BEGIN EXERCISE INPUTS

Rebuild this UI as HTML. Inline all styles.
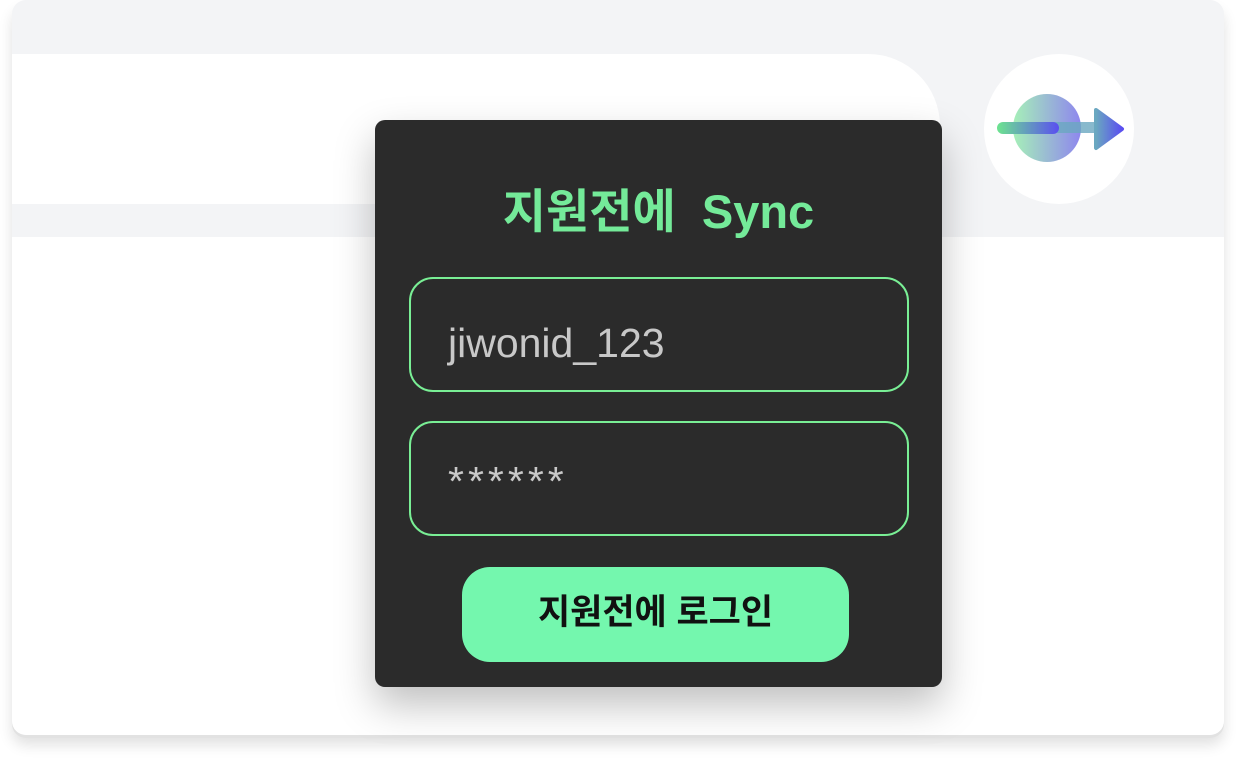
<!DOCTYPE html>
<html><head><style>
body{margin:0;width:1236px;height:765px;background:#fff;position:relative;overflow:hidden;font-family:"Liberation Sans","Noto Sans CJK KR",sans-serif}
.card{position:absolute;left:12px;top:0;width:1212px;height:735px;border-radius:14px;background:#f3f4f6;box-shadow:0 3px 0 #e2e2e2,0 10px 14px rgba(0,0,0,.12);overflow:hidden}
.white1{position:absolute;left:0;top:54px;width:928px;height:150px;background:#fff;border-top-right-radius:72px}
.white2{position:absolute;left:0;top:237px;width:1212px;height:500px;background:#fff}
.circ{position:absolute;left:984px;top:54px;width:150px;height:150px;border-radius:50%;background:#fff}
.pop{position:absolute;left:375px;top:120px;width:567px;height:567px;background:#2b2b2b;border-radius:10px;box-shadow:0 18px 40px rgba(0,0,0,.25)}
.t{position:absolute;left:0;width:567px;top:64px;text-align:center;color:#74ea99;font-weight:bold;font-size:47px;line-height:56px}
.in{position:absolute;left:409px;width:500px;height:115px;border:2px solid #79ef95;border-radius:24px;box-sizing:border-box;color:#c8c8c8;font-size:41px;padding-left:37px;line-height:128px}
.btn{position:absolute;left:462px;top:567px;width:387px;height:95px;border-radius:28px;background:#74f7ae;text-align:center;line-height:91px;font-weight:bold;font-size:35px;color:#111}
</style></head><body>
<div class="card"><div class="white1"></div><div class="white2"></div></div>
<div class="circ"></div>
<svg style="position:absolute;left:984px;top:54px" width="150" height="150" viewBox="0 0 150 150">
<defs>
<linearGradient id="g1" x1="0" x2="1"><stop offset="0" stop-color="#a6f0b8"/><stop offset="1" stop-color="#8e86ee"/></linearGradient>
<linearGradient id="g2" x1="0" x2="1"><stop offset="0" stop-color="#6de48f"/><stop offset="1" stop-color="#5a4ef0"/></linearGradient>
<linearGradient id="g3" x1="0" x2="1"><stop offset="0" stop-color="#6aa8c0"/><stop offset="1" stop-color="#5a4ef0"/></linearGradient>
</defs>
<circle cx="63" cy="74" r="34" fill="url(#g1)"/>
<rect x="62" y="68" width="50" height="11" fill="#6aa8c0" opacity=".8"/>
<path d="M112 56 L138 75 L112 94 Z" fill="url(#g3)" stroke="url(#g3)" stroke-width="4" stroke-linejoin="round"/>
<rect x="13" y="68" width="62" height="12" rx="6" fill="url(#g2)"/>
</svg>
<div class="pop"><div class="t">지원전에&nbsp; Sync</div></div>
<div class="in" style="top:277px">jiwonid_123</div>
<div class="in" style="top:421px;letter-spacing:4px;line-height:116px">******</div>
<div class="btn">지원전에 로그인</div>
</body></html>
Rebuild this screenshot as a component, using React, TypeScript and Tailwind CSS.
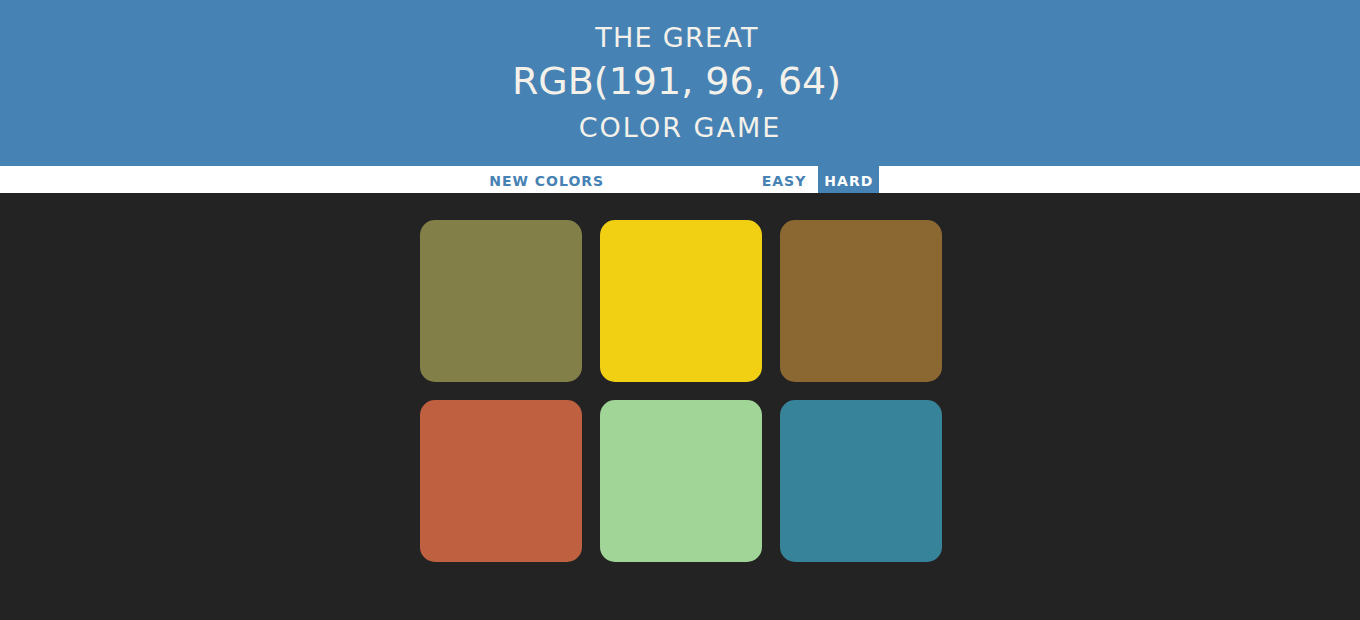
import { useState } from 'react';

const COLORS = ['#827f48', '#f1cf13', '#8b6732', '#bf6040', '#a1d497', '#37839a'];
const TARGET = 'RGB(191, 96, 64)';

export default function App() {
  const [hard, setHard] = useState(true);
  const btn = 'px-[6px] pt-[3px] uppercase font-bold tracking-[1px]';

  return (
    <div className="min-h-[620px] bg-[#232323] font-['DejaVu_Sans',sans-serif]">
      {/* Header */}
      <header className="h-[166px] bg-[#4682b4] text-[#f4f1ea] flex flex-col items-center pt-[24px] uppercase font-normal leading-none">
        <div className="text-[27px] tracking-[1.3px] pr-[6px]">The Great</div>
        <div className="text-[38px] mt-[11px] tracking-[0px] pr-[7px]">{TARGET}</div>
        <div className="text-[27px] mt-[14px] tracking-[2px]">Color Game</div>
      </header>

      {/* Stripe */}
      <nav className="h-[27px] bg-white flex justify-center items-stretch text-[14px] text-[#4682b4]">
        <button className={`${btn} w-[132px] tracking-[1.3px]`}>New Colors</button>
        <span className="w-[143px]" />
        <button
          onClick={() => setHard(false)}
          className={!hard ? `${btn} bg-[#4682b4] text-white` : btn}
        >
          Easy
        </button>
        <button
          onClick={() => setHard(true)}
          className={hard ? `${btn} ml-[6px] bg-[#4682b4] text-white` : `${btn} ml-[6px]`}
        >
          Hard
        </button>
      </nav>

      {/* Squares */}
      <div className="flex justify-center pt-[27px] pl-[1px]">
        <div className="grid grid-cols-3 gap-[18px]">
          {COLORS.slice(0, hard ? 6 : 3).map(c => (
            <div key={c} className="w-[162px] h-[162px] rounded-[15px]" style={{ background: c }} />
          ))}
        </div>
      </div>
    </div>
  );
}
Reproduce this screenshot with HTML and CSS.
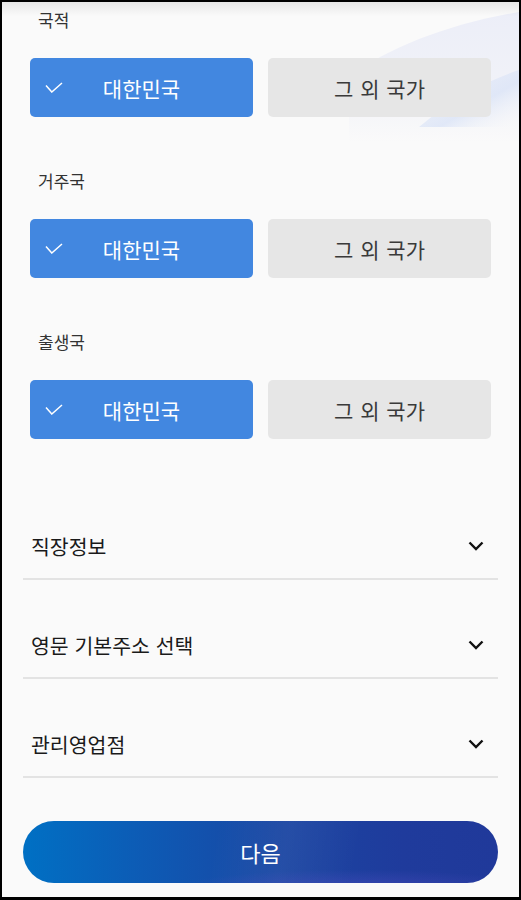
FILE: index.html
```html
<!DOCTYPE html>
<html lang="ko">
<head>
    <meta charset="UTF-8">
    <meta name="viewport" content="width=device-width, initial-scale=1.0">
    <title>고객정보 입력</title>
    <link rel="stylesheet" href="styles.css">
</head>
<body>

    <div class="screen">
        <svg class="bg-wave" width="170" height="140" viewBox="0 0 170 140">
            <defs>
                <linearGradient id="fade" x1="0" y1="0" x2="0" y2="1">
                    <stop offset="0" stop-color="#eceef8"/>
                    <stop offset="0.6" stop-color="#f1f2f8"/>
                    <stop offset="1" stop-color="#fafafa"/>
                </linearGradient>
                <linearGradient id="band" x1="0" y1="0" x2="1" y2="1">
                    <stop offset="0" stop-color="#dbe4f7" stop-opacity="0"/>
                    <stop offset="0.6" stop-color="#dbe4f7" stop-opacity="0.8"/>
                    <stop offset="1" stop-color="#fafafa" stop-opacity="0"/>
                </linearGradient>
            </defs>
            <path d="M0 75 C40 45 100 22 170 10 L170 140 L0 140 Z" fill="url(#fade)"/>
            <path d="M70 125 C105 95 140 78 170 68 L170 125 Z" fill="url(#band)"/>
        </svg>

        <div class="country-list">
            <div class="country-group">
                <div class="group-label">국적</div>
                <div class="choice-row">
                    <div class="choice choice-active">
                        <svg class="check" width="18" height="11" viewBox="0 0 18 11"><path d="M1 3.5 L6.8 10 L17 1" fill="none" stroke="#fff" stroke-width="1.5"/></svg>
                        대한민국
                    </div>
                    <div class="choice">그 외 국가</div>
                </div>
            </div>

            <div class="country-group">
                <div class="group-label">거주국</div>
                <div class="choice-row">
                    <div class="choice choice-active">
                        <svg class="check" width="18" height="11" viewBox="0 0 18 11"><path d="M1 3.5 L6.8 10 L17 1" fill="none" stroke="#fff" stroke-width="1.5"/></svg>
                        대한민국
                    </div>
                    <div class="choice">그 외 국가</div>
                </div>
            </div>

            <div class="country-group">
                <div class="group-label">출생국</div>
                <div class="choice-row">
                    <div class="choice choice-active">
                        <svg class="check" width="18" height="11" viewBox="0 0 18 11"><path d="M1 3.5 L6.8 10 L17 1" fill="none" stroke="#fff" stroke-width="1.5"/></svg>
                        대한민국
                    </div>
                    <div class="choice">그 외 국가</div>
                </div>
            </div>
        </div>

        <div class="accordion">
            <div class="acc-row">
                <span>직장정보</span>
                <svg width="16" height="10" viewBox="0 0 16 10"><path d="M1.5 1.5 L8 8 L14.5 1.5" fill="none" stroke="#111" stroke-width="2.4"/></svg>
            </div>
            <div class="acc-row">
                <span>영문 기본주소 선택</span>
                <svg width="16" height="10" viewBox="0 0 16 10"><path d="M1.5 1.5 L8 8 L14.5 1.5" fill="none" stroke="#111" stroke-width="2.4"/></svg>
            </div>
            <div class="acc-row">
                <span>관리영업점</span>
                <svg width="16" height="10" viewBox="0 0 16 10"><path d="M1.5 1.5 L8 8 L14.5 1.5" fill="none" stroke="#111" stroke-width="2.4"/></svg>
            </div>
        </div>

        <div class="next-btn">다음</div>
    </div>

</body>
</html>
```

FILE: styles.css
```css
* {
    margin: 0;
    padding: 0;
    box-sizing: border-box;
}

body {
    width: 521px;
    height: 900px;
    overflow: hidden;
    background: #fafafa;
    font-family: "Noto Sans CJK KR", "Noto Sans", sans-serif;
    color: #222;
}

.screen {
    position: relative;
    width: 100%;
    height: 100%;
    border: 2px solid #000;
    border-bottom-width: 3px;
    background: #fafafa;
    overflow: hidden;
}

/* 상단 헤더 그림자 */
.screen::before {
    content: "";
    position: absolute;
    top: 0;
    left: 0;
    right: 0;
    height: 14px;
    background: linear-gradient(to bottom, rgba(0,0,0,0.08), rgba(0,0,0,0));
    z-index: 2;
}

.bg-wave {
    position: absolute;
    top: 0;
    right: 0;
    z-index: 0;
}

.country-list {
    position: relative;
    z-index: 1;
    padding: 6px 28px 0;
}

.country-group + .country-group {
    margin-top: 52px;
}

.group-label {
    font-size: 17px;
    line-height: 24px;
    color: #333;
    padding-left: 8px;
    margin-bottom: 26px;
}

.choice-row {
    display: grid;
    grid-template-columns: 1fr 1fr;
    gap: 15px;
}

.choice {
    position: relative;
    height: 59px;
    border-radius: 5px;
    background: #e6e6e6;
    color: #3a3a3a;
    font-size: 21px;
    font-weight: 400;
    display: flex;
    align-items: center;
    justify-content: center;
    word-spacing: 1px;
}

.choice-active {
    background: #4287e0;
    color: #fff;
}

.check {
    position: absolute;
    left: 15px;
    top: 24px;
}

.accordion {
    margin: 42px 21px 0;
}

.acc-row {
    display: flex;
    justify-content: space-between;
    align-items: center;
    padding: 53px 14px 20px 8px;
    border-bottom: 2px solid #e3e3e3;
    font-size: 20.5px;
    line-height: 24px;
    font-weight: 400;
    color: #1a1a1a;
}

.next-btn {
    margin: 43px 21px 0;
    height: 62px;
    border-radius: 31px;
    display: flex;
    align-items: center;
    justify-content: center;
    color: #fff;
    font-size: 22px;
    font-weight: 400;
    background:
        radial-gradient(ellipse 55% 45% at 70% 110%, rgba(90, 80, 200, 0.45), rgba(90, 80, 200, 0) 70%),
        linear-gradient(100deg, rgba(255,255,255,0) 40%, rgba(255,255,255,0.05) 55%, rgba(255,255,255,0) 70%),
        linear-gradient(to right, #0070c4 0%, #0d5bb5 25%, #1a45a2 55%, #1f3b9c 80%, #20399a 100%);
}
```
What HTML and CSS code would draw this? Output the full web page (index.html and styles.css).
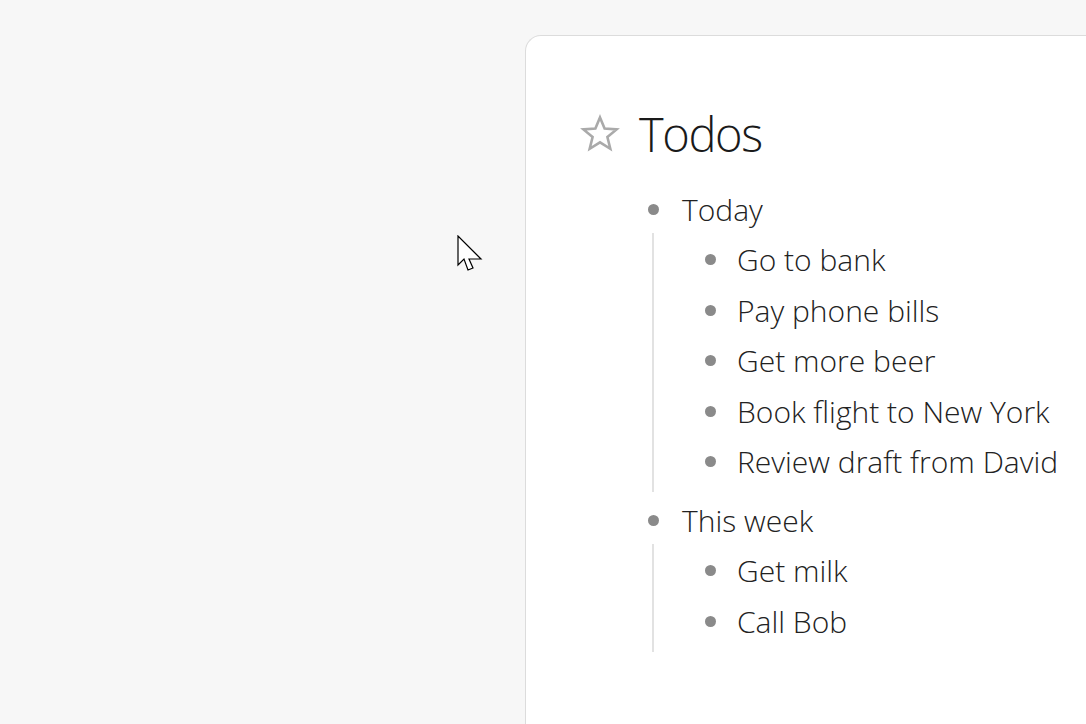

END EXERCISE INPUTS

• [SET EXERCISE]: Find how many lines include the string "Rebuild" and report that number alone.

• [WORKED SOLUTION]: 2